Quel che segue sarà un faticoso percorso verso la luce ed il trittico di brani conclusivo ci mostra ormai un Vikernes nella veste di posato cantautore: “Galgvidr” spalanca le porte di un rito pagano in cui fasi elettriche ed acustiche si susseguono in una spirale ipnotica dall'incedere misticheggiante. Si sta attuando, i effetti, quell'avvicinamento fra Burzum e Blood Axis che ho sempre sognato. Peccato che a guastar la festa giunga “Surtr Sunnan”: così collocato in nona posizione, un brano che niente aggiunge a quanto detto in precedenza, non può che appesantire il tutto e procurare qualche sbadiglio anche a coloro che si erano fissati le fauci con un lucchetto. Il fiero recitato del Conte dominerà quindi fino alla fine, mentre l'elettricità lascerà progressivamente spazio a chitarre arpeggiate che troveranno l'apoteosi nella immensa “Gullaldr” (più di dieci minuti di durata), la folk-ballad che più di ogni altro brano qui raccolto sa spingere la musica di Burzum al di fuori dei confini del black metal conosciuto: un brano che tuttavia ci insegna una cosa, la solita, ossia come il Vikernes acustico in verità non sia affatto diverso da quello elettrico. La sua è infatti solo un'operazione di scarnificazione dei suoni, ma la mano rimane la stessa di sempre, e ne è una prova il fatto che se con l'immaginazione proviamo ad elettrificare il pezzo, non ci troveremo molto lontano dalle evoluzioni solenni di un pezzo come “Dunkelheit” (memorabile pezzo di apertura di “Filosofem”).

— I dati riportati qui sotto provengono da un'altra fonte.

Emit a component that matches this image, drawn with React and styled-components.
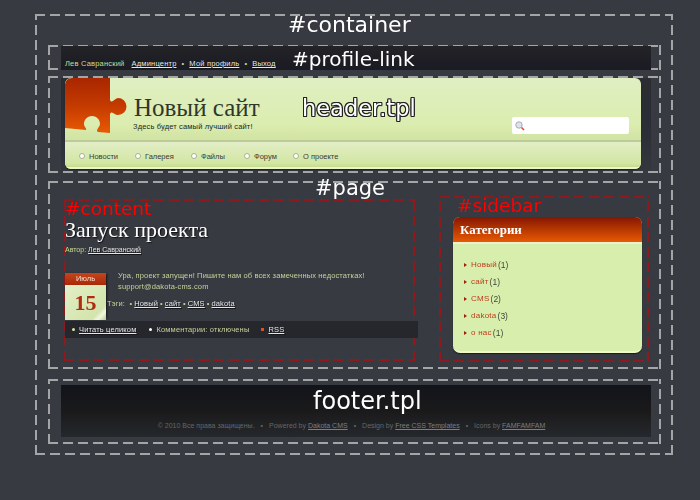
import React from "react";
import styled, { createGlobalStyle, css } from "styled-components";

const Global = createGlobalStyle`
  html, body { margin: 0; padding: 0; background: #373a40; }
  body { font-family: "Liberation Sans", Arial, sans-serif; width: 700px; height: 500px; overflow: hidden; }
  a { color: inherit; }
`;

const dashed = (color) => css`
  background-image:
    repeating-linear-gradient(90deg, ${color} 0 10px, transparent 10px 15px),
    repeating-linear-gradient(90deg, ${color} 0 10px, transparent 10px 15px),
    repeating-linear-gradient(0deg, ${color} 0 10px, transparent 10px 15px),
    repeating-linear-gradient(0deg, ${color} 0 10px, transparent 10px 15px);
  background-size: 100% 2px, 100% 2px, 2px 100%, 2px 100%;
  background-position: 0 0, 0 100%, 0 0, 100% 0;
  background-repeat: no-repeat;
`;

const Stage = styled.div`
  position: relative;
  width: 700px;
  height: 500px;
  padding: 14px 0 0 35px;
  box-sizing: border-box;
`;
const Container = styled.div`
  ${dashed("#a3a5a7")}
  box-sizing: border-box;
  width: 638px;
  height: 441px;
  padding: 31px 11px 0 13px;
  display: flex;
  flex-direction: column;
  filter: blur(0.3px);
`;
const Region = styled.section`
  ${dashed("#a3a5a7")}
  box-sizing: border-box;
  width: 613px;
  height: ${(p) => p.$h}px;
  margin-bottom: ${(p) => p.$mb}px;
  padding: ${(p) => p.$pad};
  display: flex;
`;
const ProfileBar = styled.div`
  flex: 1;
  background: linear-gradient(#232327, #1a1b23);
  display: flex;
  align-items: flex-end;
  gap: 5px;
  padding: 0 0 1px 4px;
  font-size: 7.5px;
  letter-spacing: 0.2px;
  line-height: 10px;
  color: #c9dc92;
  height: 24px;
  box-sizing: border-box;
`;
const UserName = styled.span`
  margin-right: 2px;
`;
const WhiteLink = styled.a`
  color: #e6e6e6;
  text-decoration: underline;
  text-shadow: 1px 1px 0 #15161a;
`;
const HeaderBack = styled.div`
  flex: 1;
  padding: 0 10px 0 4px;
  background: linear-gradient(#2b2d31 0, #2b2d37 50%, #34373c 100%);
`;
const Banner = styled.div`
  height: 91px;
  border-radius: 6px;
  overflow: hidden;
  background: linear-gradient(#e0efc2 0, #dcedb0 50%, #cfe2a0 71%);
  box-shadow: 0 1px 1px #20222a;
  display: flex;
  flex-direction: column;
`;
const BannerTop = styled.div`
  height: 64px;
  display: flex;
  position: relative;
  box-sizing: border-box;
  border-bottom: 2px solid #bccb98;
`;
const Puzzle = styled.svg`
  width: 62px;
  height: 56px;
  flex: none;
`;
const Brand = styled.div`
  padding: 15px 0 0 7px;
  display: flex;
  flex-direction: column;
`;
const SiteTitle = styled.div`
  font-family: "Liberation Serif", serif;
  font-size: 25px;
  line-height: 29px;
  color: #2f372b;
`;
const Tagline = styled.div`
  font-size: 7.5px;
  line-height: 10px;
  margin-left: -1px;
  color: #20261c;
  letter-spacing: 0.15px;
`;
const Search = styled.div`
  position: absolute;
  right: 12px;
  top: 39px;
  width: 117px;
  height: 17px;
  background: #fff;
  border-radius: 2px;
  display: flex;
  align-items: center;
  padding-left: 2px;
  box-sizing: border-box;
`;
const Nav = styled.nav`
  flex: 1;
  display: flex;
  align-items: center;
  padding: 3px 0 0 14px;
  background: linear-gradient(#e2eec6, #d3e6a3 85%, #c6db8c);
  border-bottom: 2px solid #eaf5c8;
  box-sizing: border-box;
`;
const NavItem = styled.div`
  width: ${(p) => p.$w}px;
  display: flex;
  align-items: center;
  gap: 4px;
  font-size: 7.5px;
  color: #363d30;
`;
const Bullet = styled.span`
  width: 6px;
  height: 6px;
  border-radius: 50%;
  background: #fff;
  border: 1px solid #a7b38f;
  box-sizing: border-box;
`;
const Content = styled.div`
  ${dashed("#8e1a1e")}
  box-sizing: border-box;
  width: 351px;
  height: 162px;
  margin-top: 16px;
  padding: 19px 0 0 1px;
  flex: none;
`;
const PostTitle = styled.h1`
  margin: 0;
  font-family: "Liberation Serif", serif;
  font-weight: 400;
  font-size: 22px;
  line-height: 24px;
  color: #fff;
  text-shadow: 1px 1px 1px #111;
`;
const Meta = styled.div`
  font-size: 7px;
  line-height: 10px;
  margin-top: 3px;
  color: #c9dc92;
`;
const PostRow = styled.div`
  display: flex;
  margin-top: 18px;
`;
const Calendar = styled.div`
  width: 41px;
  height: 44px;
  flex: none;
  display: flex;
  flex-direction: column;
  box-shadow: 1px 1px 2px #15161a;
`;
const Month = styled.div`
  height: 12px;
  background: linear-gradient(#c4451c, #a92808);
  color: #f4e0d0;
  font-size: 7.5px;
  line-height: 12px;
  text-align: center;
`;
const Day = styled.div`
  flex: 1;
  background: linear-gradient(135deg, #e3efc6 0, #d3e4ac 80%, #f2f6e2 88%, #b9ca92 100%);
  color: #b02c10;
  font-family: "Liberation Serif", serif;
  font-weight: 700;
  font-size: 22px;
  line-height: 35px;
  text-align: center;
`;
const PostBody = styled.div`
  font-size: 7.5px;
  color: #c3d39a;
  letter-spacing: 0.13px;
  line-height: 11px;
`;
const BodyText = styled.div`
  margin-top: -3px;
  padding: 0 0 0 12px;
`;
const Tags = styled.div`
  margin-top: 6px;
  padding-left: 1px;
  display: flex;
  gap: 2px;
`;
const PostBar = styled.div`
  width: 353px;
  height: 17px;
  margin-top: 4px;
  background: #26272d;
  display: flex;
  align-items: center;
  font-size: 7.5px;
  letter-spacing: 0.15px;
  color: #c3d39a;
`;
const BarItem = styled.div`
  display: flex;
  align-items: center;
  gap: 4px;
  margin-left: ${(p) => p.$ml}px;
`;
const Dot = styled.span`
  width: 3px;
  height: 3px;
  border-radius: ${(p) => (p.$square ? 0 : "50%")};
  background: ${(p) => p.$c};
`;
const SideZone = styled.div`
  ${dashed("#8e1a1e")}
  box-sizing: border-box;
  width: 210px;
  height: 166px;
  margin: 13px 0 0 24px;
  padding: 21px 7px 0 14px;
  flex: none;
`;
const SideBox = styled.div`
  height: 136px;
  border-radius: 7px;
  overflow: hidden;
  background: #d8eeac;
  box-shadow: 0 1px 1px #1c1e22;
  border-bottom: 2px solid #eef8c8;
  box-sizing: border-box;
`;
const SideHead = styled.div`
  height: 25px;
  background: linear-gradient(#851602, #e85a02);
  border-bottom: 2px solid #f0f0cf;
  box-sizing: content-box;
  color: #fff;
  font-family: "Liberation Serif", serif;
  font-weight: 700;
  font-size: 13px;
  line-height: 26px;
  padding-left: 7px;
`;
const CatList = styled.ul`
  list-style: none;
  margin: 0;
  padding: 12px 0 0 11px;
`;
const Cat = styled.li`
  height: 17px;
  display: flex;
  align-items: center;
  gap: 4px;
  font-size: 8.5px;
  color: #3f453a;
`;
const Arrow = styled.span`
  width: 0;
  height: 0;
  border-left: 3px solid #a2200a;
  border-top: 2.5px solid transparent;
  border-bottom: 2.5px solid transparent;
`;
const CatLink = styled.span`
  color: #bd3c1c;
  font-size: 8px;
  letter-spacing: 0.25px;
  margin-right: -3px;
`;
const Footer = styled.footer`
  flex: 1;
  background: linear-gradient(#12141a, #1a1a1b 50%, #25282c);
  display: flex;
  justify-content: center;
  align-items: flex-end;
  gap: 6px;
  padding: 0 9px 6px 0;
  font-size: 7px;
  line-height: 10px;
  color: #63666a;
`;
const FootLink = styled.a`
  text-decoration: underline;
  color: #7b7e82;
`;
const Label = styled.div`
  position: absolute;
  left: ${(p) => p.$x}px;
  top: ${(p) => p.$y}px;
  font-family: "DejaVu Sans", sans-serif;
  font-size: ${(p) => p.$size || 19}px;
  line-height: 24px;
  color: ${(p) => p.$c || "#fff"};
  white-space: nowrap;
  ${(p) =>
    p.$outline &&
    css`
      text-shadow: 1px 0 0 #222, -1px 0 0 #222, 0 1px 0 #222, 0 -1px 0 #222,
        1px 1px 0 #222, -1px -1px 0 #222, 1px -1px 0 #222, -1px 1px 0 #222;
    `}
`;

const nav = [
  ["Новости", 56],
  ["Галерея", 56],
  ["Файлы", 53],
  ["Форум", 49],
  ["О проекте", 70],
];
const cats = [
  ["Новый", 1],
  ["сайт", 1],
  ["CMS", 2],
  ["dakota", 3],
  ["о нас", 1],
];

export default function App() {
  return (
    <Stage>
      <Global />
      <Container>
        <Region $h={25} $mb={6} $pad="1px 10px 0 13px">
          <ProfileBar>
            <UserName>Лев Савранский</UserName>
            <WhiteLink>Админцентр</WhiteLink>
            <span>•</span>
            <WhiteLink>Мой профиль</WhiteLink>
            <span>•</span>
            <WhiteLink>Выход</WhiteLink>
          </ProfileBar>
        </Region>
        <Region $h={97} $mb={8} $pad="2px 10px 2px 13px">
          <HeaderBack>
            <Banner>
              <BannerTop>
                <Puzzle viewBox="0 0 62 56">
                  <defs>
                    <linearGradient id="pz" x1="0" y1="0" x2="0" y2="1">
                      <stop offset="0" stopColor="#a82600" />
                      <stop offset="0.5" stopColor="#c43a00" />
                      <stop offset="1" stopColor="#e85a04" />
                    </linearGradient>
                  </defs>
                  <path
                    fill="url(#pz)"
                    d="M7 0H45V22C47 26 49 21 53 20A8.5 8.5 0 1 1 53 37C49 37 47 32 45 36V55L33 54C30 52 35 49 35 46C35 41 31 38 27 38C23 38 19 41 19 46C19 49 22 50 21 52L0 50V7C0 3 3 0 7 0Z"
                  />
                </Puzzle>
                <Brand>
                  <SiteTitle>Новый сайт</SiteTitle>
                  <Tagline>Здесь будет самый лучший сайт!</Tagline>
                </Brand>
                <Search>
                  <svg width="12" height="12" viewBox="0 0 12 12">
                    <circle cx="5" cy="5" r="3.2" fill="#dfe2ea" stroke="#a9adb8" />
                    <path d="M7.5 7.5L10 10" stroke="#d8541c" strokeWidth="1.6" />
                  </svg>
                </Search>
              </BannerTop>
              <Nav>
                {nav.map(([t, w]) => (
                  <NavItem key={t} $w={w}>
                    <Bullet />
                    {t}
                  </NavItem>
                ))}
              </Nav>
            </Banner>
          </HeaderBack>
        </Region>
        <Region $h={188} $mb={10} $pad="2px 0 0 16px">
          <Content>
            <PostTitle>Запуск проекта</PostTitle>
            <Meta>
              Автор: <WhiteLink>Лев Савранский</WhiteLink>
            </Meta>
            <PostRow>
              <Calendar>
                <Month>Июль</Month>
                <Day>15</Day>
              </Calendar>
              <PostBody>
                <BodyText>
                  Ура, проект запущен! Пишите нам об всех замеченных недостатках!
                  <br />
                  support@dakota-cms.com
                </BodyText>
                <Tags>
                  Тэги: &nbsp;•
                  <WhiteLink>Новый</WhiteLink>•<WhiteLink>сайт</WhiteLink>•
                  <WhiteLink>CMS</WhiteLink>•<WhiteLink>dakota</WhiteLink>
                </Tags>
              </PostBody>
            </PostRow>
            <PostBar>
              <BarItem $ml={7}>
                <Dot $c="#d8e89c" />
                <WhiteLink>Читать целиком</WhiteLink>
              </BarItem>
              <BarItem $ml={13}>
                <Dot $c="#fff" />
                Комментарии: отключены
              </BarItem>
              <BarItem $ml={12}>
                <Dot $c="#d8541c" $square />
                <WhiteLink>RSS</WhiteLink>
              </BarItem>
            </PostBar>
          </Content>
          <SideZone>
            <SideBox>
              <SideHead>Категории</SideHead>
              <CatList>
                {cats.map(([t, n]) => (
                  <Cat key={t}>
                    <Arrow />
                    <CatLink>{t}</CatLink> ({n})
                  </Cat>
                ))}
              </CatList>
            </SideBox>
          </SideZone>
        </Region>
        <Region $h={65} $mb={0} $pad="6px 10px 7px 13px">
          <Footer>
            <span>© 2010 Все права защищены.</span>
            <span>•</span>
            <span>
              Powered by <FootLink>Dakota CMS</FootLink>
            </span>
            <span>•</span>
            <span>
              Design by <FootLink>Free CSS Templates</FootLink>
            </span>
            <span>•</span>
            <span>
              Icons by <FootLink>FAMFAMFAM</FootLink>
            </span>
          </Footer>
        </Region>
      </Container>
      <Label $x={288} $y={13} $size={22}>#container</Label>
      <Label $x={292} $y={47} $size={20}>#profile-link</Label>
      <Label $x={302} $y={96} $size={22.5} $outline>header.tpl</Label>
      <Label $x={315} $y={176} $size={21}>#page</Label>
      <Label $x={65} $y={197} $size={18.5} $c="#f00">#content</Label>
      <Label $x={457} $y={194} $size={18.5} $c="#f00">#sidebar</Label>
      <Label $x={313} $y={389} $size={24}>footer.tpl</Label>
    </Stage>
  );
}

L'album si chiude nel modo in cui si era aperto, con il lento battito di percussioni (che fra l'altro erano sparite da tre o quattro tracce) e gli sproloqui conclusivi della voce narrante, lasciandoci, stanchi ed estasiati al contempo, con un quesito inquietante: capolavoro o puttanata colossale?

Insomma, la solita questione del bicchiere mezzo pieno o mezzo vuoto.